*AIM OF THE EXERCISE*
Of all the lines in the material, how many include the word "that"? Reply with the number alone.

*DATA SHOWN*

------------------------------------------------------------

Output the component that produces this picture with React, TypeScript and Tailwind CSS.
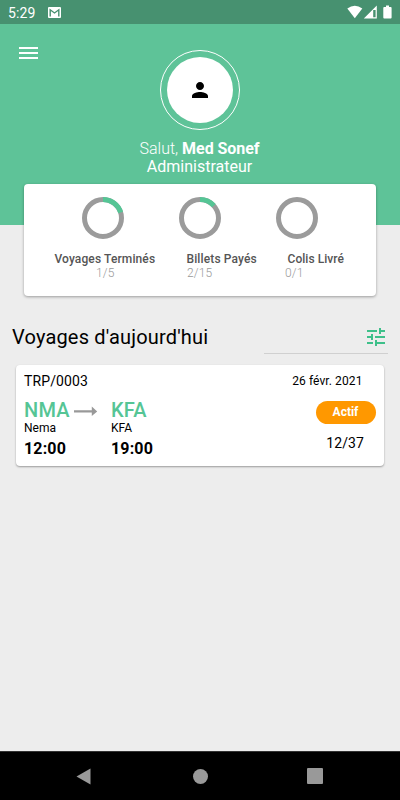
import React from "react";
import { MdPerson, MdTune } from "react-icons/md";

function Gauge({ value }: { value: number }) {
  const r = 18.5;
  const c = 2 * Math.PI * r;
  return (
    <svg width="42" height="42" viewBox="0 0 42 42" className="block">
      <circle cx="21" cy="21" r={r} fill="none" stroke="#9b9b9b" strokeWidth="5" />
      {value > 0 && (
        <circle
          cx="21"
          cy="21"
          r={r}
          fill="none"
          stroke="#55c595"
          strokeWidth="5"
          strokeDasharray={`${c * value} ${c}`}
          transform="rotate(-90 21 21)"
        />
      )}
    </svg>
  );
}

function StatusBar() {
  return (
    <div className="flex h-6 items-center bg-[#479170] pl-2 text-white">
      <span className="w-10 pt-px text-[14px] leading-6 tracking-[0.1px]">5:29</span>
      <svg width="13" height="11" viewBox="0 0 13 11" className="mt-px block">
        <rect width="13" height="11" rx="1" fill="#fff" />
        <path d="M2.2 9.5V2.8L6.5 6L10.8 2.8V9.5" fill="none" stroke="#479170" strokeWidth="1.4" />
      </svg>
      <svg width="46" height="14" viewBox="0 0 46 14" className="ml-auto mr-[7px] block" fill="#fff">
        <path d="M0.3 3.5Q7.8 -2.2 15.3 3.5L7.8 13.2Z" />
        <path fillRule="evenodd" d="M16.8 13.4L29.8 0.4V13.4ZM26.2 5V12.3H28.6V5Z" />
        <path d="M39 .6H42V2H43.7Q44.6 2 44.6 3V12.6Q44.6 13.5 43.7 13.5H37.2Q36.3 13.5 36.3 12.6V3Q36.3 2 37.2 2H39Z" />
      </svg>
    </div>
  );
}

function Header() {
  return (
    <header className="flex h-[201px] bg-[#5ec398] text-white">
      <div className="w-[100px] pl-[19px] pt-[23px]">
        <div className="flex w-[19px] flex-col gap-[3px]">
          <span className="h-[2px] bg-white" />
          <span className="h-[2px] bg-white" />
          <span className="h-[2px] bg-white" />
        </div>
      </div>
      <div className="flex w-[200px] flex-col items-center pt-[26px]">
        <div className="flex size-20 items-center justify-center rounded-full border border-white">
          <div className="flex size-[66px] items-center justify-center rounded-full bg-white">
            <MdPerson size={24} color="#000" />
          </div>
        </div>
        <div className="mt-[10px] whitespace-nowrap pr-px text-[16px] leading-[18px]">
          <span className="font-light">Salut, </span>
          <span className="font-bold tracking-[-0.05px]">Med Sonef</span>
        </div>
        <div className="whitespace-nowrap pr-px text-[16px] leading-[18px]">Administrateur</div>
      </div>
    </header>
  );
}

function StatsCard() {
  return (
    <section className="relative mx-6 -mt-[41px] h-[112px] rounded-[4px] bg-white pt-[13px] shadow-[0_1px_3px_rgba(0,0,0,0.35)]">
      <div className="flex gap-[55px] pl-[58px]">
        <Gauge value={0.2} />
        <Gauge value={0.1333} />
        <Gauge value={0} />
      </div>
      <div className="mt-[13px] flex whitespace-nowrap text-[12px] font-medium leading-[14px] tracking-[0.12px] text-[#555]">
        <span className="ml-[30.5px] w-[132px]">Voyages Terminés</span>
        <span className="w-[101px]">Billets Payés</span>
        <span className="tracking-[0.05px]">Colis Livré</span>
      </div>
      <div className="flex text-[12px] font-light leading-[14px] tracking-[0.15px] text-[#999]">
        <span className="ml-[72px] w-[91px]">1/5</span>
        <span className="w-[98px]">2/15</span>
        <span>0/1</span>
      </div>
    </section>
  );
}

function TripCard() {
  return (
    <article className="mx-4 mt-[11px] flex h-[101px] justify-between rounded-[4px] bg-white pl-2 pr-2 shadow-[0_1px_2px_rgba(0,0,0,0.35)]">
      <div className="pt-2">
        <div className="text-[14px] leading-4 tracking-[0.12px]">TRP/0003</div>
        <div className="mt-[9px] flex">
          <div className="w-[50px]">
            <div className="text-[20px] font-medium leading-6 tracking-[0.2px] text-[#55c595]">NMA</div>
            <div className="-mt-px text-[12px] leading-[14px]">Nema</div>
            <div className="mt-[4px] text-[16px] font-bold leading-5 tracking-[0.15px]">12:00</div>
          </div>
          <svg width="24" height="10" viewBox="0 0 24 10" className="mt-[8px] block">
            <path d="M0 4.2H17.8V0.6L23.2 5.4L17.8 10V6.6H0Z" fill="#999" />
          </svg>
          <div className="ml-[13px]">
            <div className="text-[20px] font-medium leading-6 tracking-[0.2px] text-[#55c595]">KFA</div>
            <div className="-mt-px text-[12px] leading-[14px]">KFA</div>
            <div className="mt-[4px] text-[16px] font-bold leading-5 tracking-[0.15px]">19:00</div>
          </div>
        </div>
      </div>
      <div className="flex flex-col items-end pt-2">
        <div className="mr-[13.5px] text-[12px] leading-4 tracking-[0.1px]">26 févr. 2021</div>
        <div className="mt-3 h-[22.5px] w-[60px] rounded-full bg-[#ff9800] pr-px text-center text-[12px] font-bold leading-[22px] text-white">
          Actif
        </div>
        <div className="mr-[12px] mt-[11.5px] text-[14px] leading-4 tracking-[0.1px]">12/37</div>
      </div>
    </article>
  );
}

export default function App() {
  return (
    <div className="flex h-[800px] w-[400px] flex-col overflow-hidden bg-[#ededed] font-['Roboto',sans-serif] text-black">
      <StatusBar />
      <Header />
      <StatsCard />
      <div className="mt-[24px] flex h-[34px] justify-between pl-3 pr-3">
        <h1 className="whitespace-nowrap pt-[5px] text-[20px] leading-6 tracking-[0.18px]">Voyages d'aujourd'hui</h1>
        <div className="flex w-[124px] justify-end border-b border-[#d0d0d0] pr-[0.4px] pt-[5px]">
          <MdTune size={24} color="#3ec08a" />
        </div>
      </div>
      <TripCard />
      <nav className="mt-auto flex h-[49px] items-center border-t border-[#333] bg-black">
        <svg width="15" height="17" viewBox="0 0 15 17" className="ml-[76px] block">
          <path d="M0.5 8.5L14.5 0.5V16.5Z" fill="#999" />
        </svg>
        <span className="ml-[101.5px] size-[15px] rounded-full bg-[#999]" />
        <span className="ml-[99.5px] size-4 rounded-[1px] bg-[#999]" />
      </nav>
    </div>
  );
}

------------------------------------------------------------

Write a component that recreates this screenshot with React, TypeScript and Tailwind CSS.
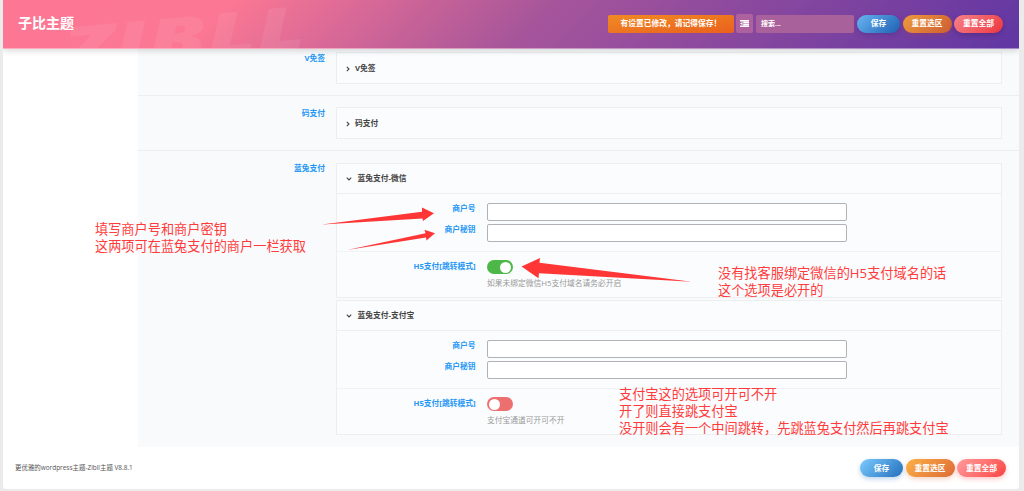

------------------------------------------------------------

*FINISHED EXERCISE*
2